The team’s different circumstances become telling. As the game goes on, the visible 30-yard difference between kicked clearances by D.C. United loanee Andrew Dykstra, in the Richmond goal, and Chris Duggan in the Icon goal, take on the metaphorical quality of respective energy bars in a two-player video game.

Szetela is working willingly in the middle of the park, and there are sporadic individual moments of inspiration around him, but team moves are breaking down. As Icon tire, Richmond add two more goals in the second half, and while the visitors aren’t disgraced, they are handily beaten. Somewhat symbolically the floodlights at their end of the field are switched off within minutes of the final whistle and the last stragglers of their team, including Szetela, drift off in darkness toward their locker room.

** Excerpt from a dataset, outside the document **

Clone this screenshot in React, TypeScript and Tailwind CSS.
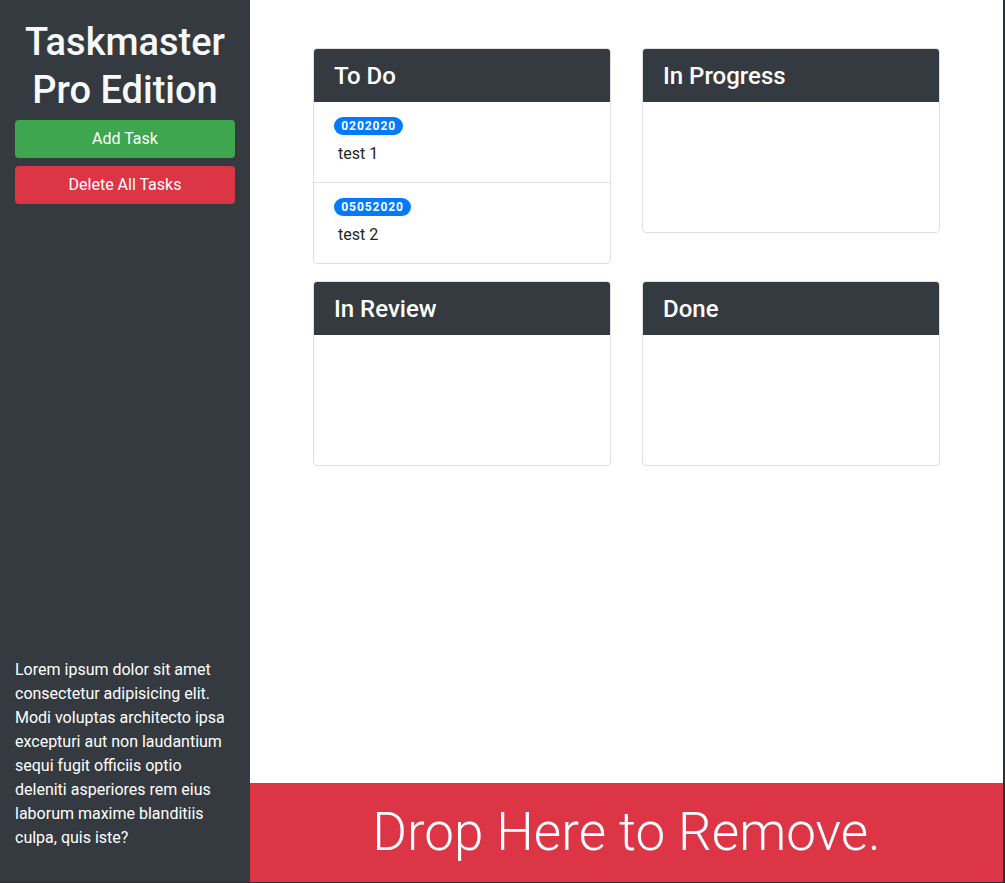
import React from "react";

type Task = { date: string; text: string };

const columns: { title: string; tasks: Task[] }[] = [
  { title: "To Do", tasks: [{ date: "0202020", text: "test 1" }, { date: "05052020", text: "test 2" }] },
  { title: "In Progress", tasks: [] },
  { title: "In Review", tasks: [] },
  { title: "Done", tasks: [] },
];

function Card({ title, tasks }: { title: string; tasks: Task[] }) {
  return (
    <div className="flex flex-col overflow-hidden rounded border border-[#dfdfdf] bg-white">
      <div className="bg-[#343a40] px-5 pb-[11px] pt-[13px]">
        <h4 className="text-[24px] font-medium leading-[1.2] text-white">{title}</h4>
      </div>
      {tasks.length === 0 ? (
        <div className="h-[130px]" />
      ) : (
        <ul>
          {tasks.map((t, i) => (
            <li
              key={t.date}
              className={`px-5 py-3 ${i < tasks.length - 1 ? "border-b border-[#dfdfdf]" : ""}`}
            >
              <div className="flex h-6 items-center">
                <span className="inline-block rounded-full bg-[#007bff] px-[0.6em] py-[0.25em] text-[12px] font-bold leading-none tracking-[0.08em] text-white">
                  {t.date}
                </span>
              </div>
              <p className="m-1 text-[16px] leading-6 text-[#212529]">{t.text}</p>
            </li>
          ))}
        </ul>
      )}
    </div>
  );
}

export default function App() {
  return (
    <div className="flex h-[883px] w-full border-b border-r-2 border-[#2c3035] font-['Roboto',sans-serif]">
      <aside className="flex w-[250px] shrink-0 flex-col bg-[#343a40] px-[15px] pb-4 pt-[18px]">
        <h1 className="mb-[6px] text-center text-[38px] font-medium leading-[48px] text-[#f8f9fa]">
          Taskmaster Pro Edition
        </h1>
        <button className="mb-2 h-[38px] w-full rounded bg-[#3da64f] text-[16px] leading-6 text-white">
          Add Task
        </button>
        <button className="h-[38px] w-full rounded bg-[#dc3545] text-[16px] leading-6 text-white">
          Delete All Tasks
        </button>
        <p className="mb-4 mt-auto text-[16px] leading-6 text-white">
          Lorem ipsum dolor sit amet consectetur adipisicing elit. Modi voluptas architecto ipsa excepturi aut non
          laudantium sequi fugit officiis optio deleniti asperiores rem eius laborum maxime blanditiis culpa, quis
          iste?
        </p>
      </aside>
      <main className="flex min-w-0 flex-1 flex-col">
        <div className="flex-1 bg-white px-[63px] pt-[48px]">
          <div className="grid grid-cols-2 items-start gap-x-[31px] gap-y-[17px]">
            {columns.map((c) => (
              <Card key={c.title} title={c.title} tasks={c.tasks} />
            ))}
          </div>
        </div>
        <div className="flex h-[99px] items-center justify-center bg-[#dc3545] text-[53px] font-light leading-[1.2] text-white">
          Drop Here to Remove.
        </div>
      </main>
    </div>
  );
}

As they retreat I think again of that photo of young U.S. players with their futures ahead of them. That coming weekend I will be watching McCarty back in action at Red Bull Arena, and writing about Robbie Rogers’s historical appearance for the Galaxy. I’ll be discussing the forthcoming World Cup qualifiers, and the importance of Bradley, with colleagues at Yankee Stadium. Meanwhile, in North Jersey, Bajek will be working out which of his players he still has with him to play this summer’s European showcase games, and Szetela will be facing the future again, with a little less certainty but no less determination. (“Honestly, if we’d had the chance to train at the same level as the professionals — the difference in this game was fitness.”) In the coming days he’ll take his comeback campaign to the New York Cosmos preseason training camp. Don’t write him off. For Icon though, the cup run is over.